= Extracted information =
● ● ● ● ●

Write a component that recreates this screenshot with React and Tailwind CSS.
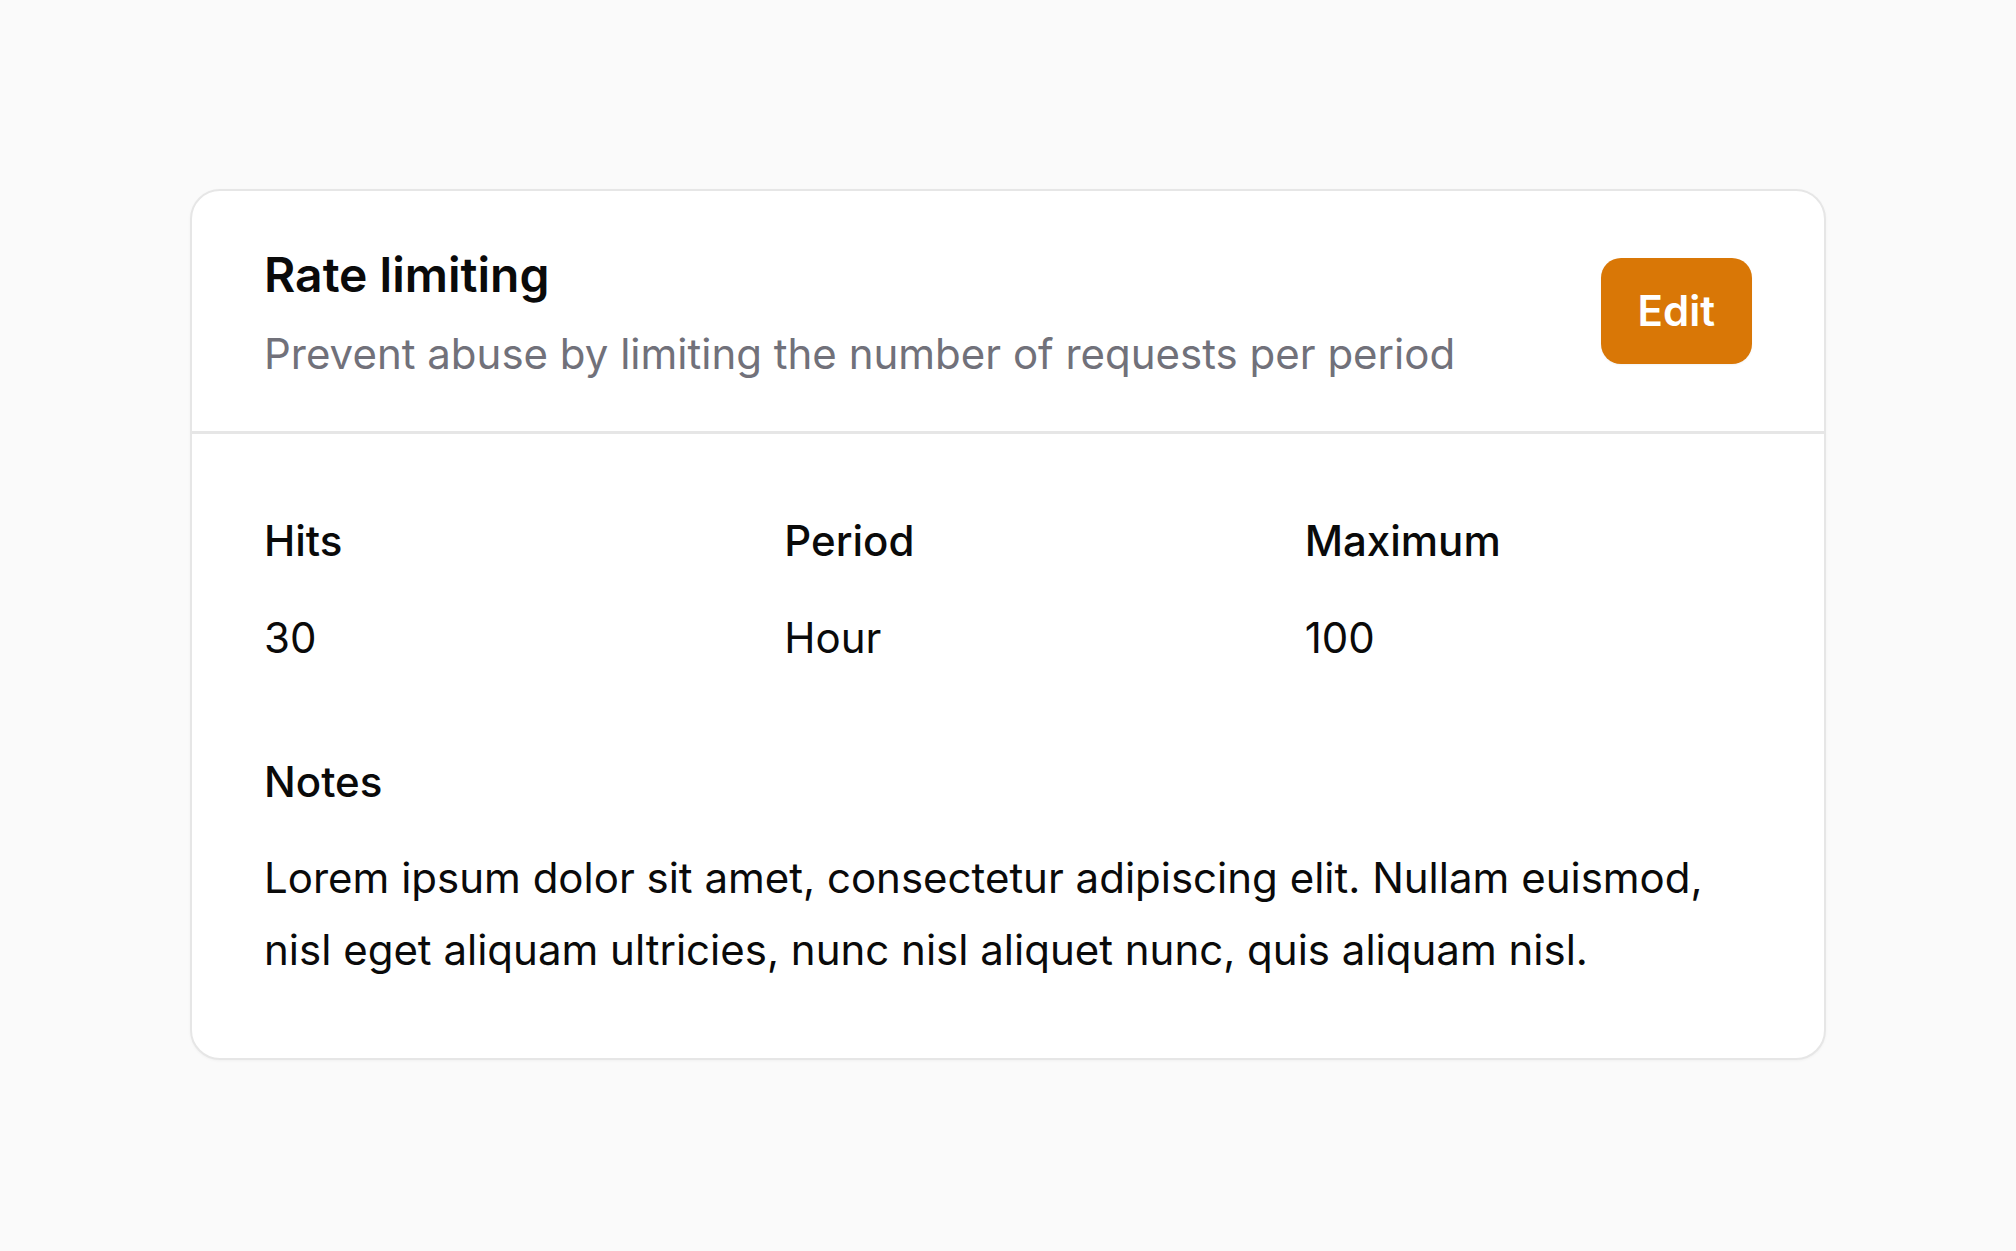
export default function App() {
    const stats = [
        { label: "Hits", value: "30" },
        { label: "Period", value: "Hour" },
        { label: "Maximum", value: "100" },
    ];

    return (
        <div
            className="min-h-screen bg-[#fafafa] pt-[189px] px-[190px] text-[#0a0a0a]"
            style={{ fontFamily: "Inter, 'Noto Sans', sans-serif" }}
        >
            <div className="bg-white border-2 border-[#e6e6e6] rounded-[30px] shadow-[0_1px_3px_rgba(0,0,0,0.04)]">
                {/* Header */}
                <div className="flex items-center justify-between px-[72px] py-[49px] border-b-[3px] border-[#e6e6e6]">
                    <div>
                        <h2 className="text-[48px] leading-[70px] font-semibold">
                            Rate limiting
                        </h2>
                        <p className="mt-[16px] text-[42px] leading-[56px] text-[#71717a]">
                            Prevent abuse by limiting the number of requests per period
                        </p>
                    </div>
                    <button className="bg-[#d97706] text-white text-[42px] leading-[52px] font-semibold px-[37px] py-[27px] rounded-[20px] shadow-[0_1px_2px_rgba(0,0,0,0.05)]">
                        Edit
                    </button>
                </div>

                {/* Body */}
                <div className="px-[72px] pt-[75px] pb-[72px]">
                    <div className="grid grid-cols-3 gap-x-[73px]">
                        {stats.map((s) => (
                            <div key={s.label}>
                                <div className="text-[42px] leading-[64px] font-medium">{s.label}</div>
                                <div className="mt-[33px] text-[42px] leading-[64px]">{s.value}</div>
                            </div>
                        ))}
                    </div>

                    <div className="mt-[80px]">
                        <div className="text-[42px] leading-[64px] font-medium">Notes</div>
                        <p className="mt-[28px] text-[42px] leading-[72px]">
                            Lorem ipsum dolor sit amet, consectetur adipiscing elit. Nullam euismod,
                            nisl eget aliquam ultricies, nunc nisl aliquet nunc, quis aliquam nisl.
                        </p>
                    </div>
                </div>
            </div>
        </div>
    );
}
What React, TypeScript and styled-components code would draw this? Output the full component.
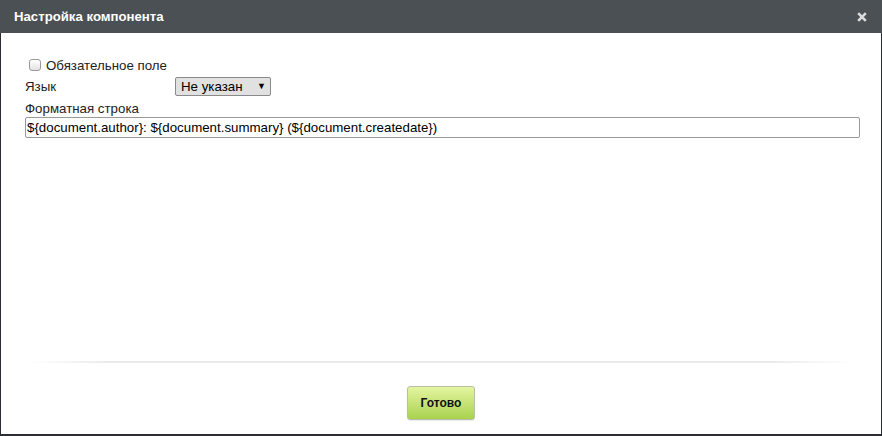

● ● ● ● ●

= Given exercise =
Do not copy the pictures, but repeat every line exactly.

= Result for this exercise =
Write a component that recreates this screenshot with React and Tailwind CSS.
export default function App() {
    const stats = [
        { label: "Hits", value: "30" },
        { label: "Period", value: "Hour" },
        { label: "Maximum", value: "100" },
    ];

    return (
        <div
            className="min-h-screen bg-[#fafafa] pt-[189px] px-[190px] text-[#0a0a0a]"
            style={{ fontFamily: "Inter, 'Noto Sans', sans-serif" }}
        >
            <div className="bg-white border-2 border-[#e6e6e6] rounded-[30px] shadow-[0_1px_3px_rgba(0,0,0,0.04)]">
                {/* Header */}
                <div className="flex items-center justify-between px-[72px] py-[49px] border-b-[3px] border-[#e6e6e6]">
                    <div>
                        <h2 className="text-[48px] leading-[70px] font-semibold">
                            Rate limiting
                        </h2>
                        <p className="mt-[16px] text-[42px] leading-[56px] text-[#71717a]">
                            Prevent abuse by limiting the number of requests per period
                        </p>
                    </div>
                    <button className="bg-[#d97706] text-white text-[42px] leading-[52px] font-semibold px-[37px] py-[27px] rounded-[20px] shadow-[0_1px_2px_rgba(0,0,0,0.05)]">
                        Edit
                    </button>
                </div>

                {/* Body */}
                <div className="px-[72px] pt-[75px] pb-[72px]">
                    <div className="grid grid-cols-3 gap-x-[73px]">
                        {stats.map((s) => (
                            <div key={s.label}>
                                <div className="text-[42px] leading-[64px] font-medium">{s.label}</div>
                                <div className="mt-[33px] text-[42px] leading-[64px]">{s.value}</div>
                            </div>
                        ))}
                    </div>

                    <div className="mt-[80px]">
                        <div className="text-[42px] leading-[64px] font-medium">Notes</div>
                        <p className="mt-[28px] text-[42px] leading-[72px]">
                            Lorem ipsum dolor sit amet, consectetur adipiscing elit. Nullam euismod,
                            nisl eget aliquam ultricies, nunc nisl aliquet nunc, quis aliquam nisl.
                        </p>
                    </div>
                </div>
            </div>
        </div>
    );
}
What React, TypeScript and styled-components code would draw this? Output the full component.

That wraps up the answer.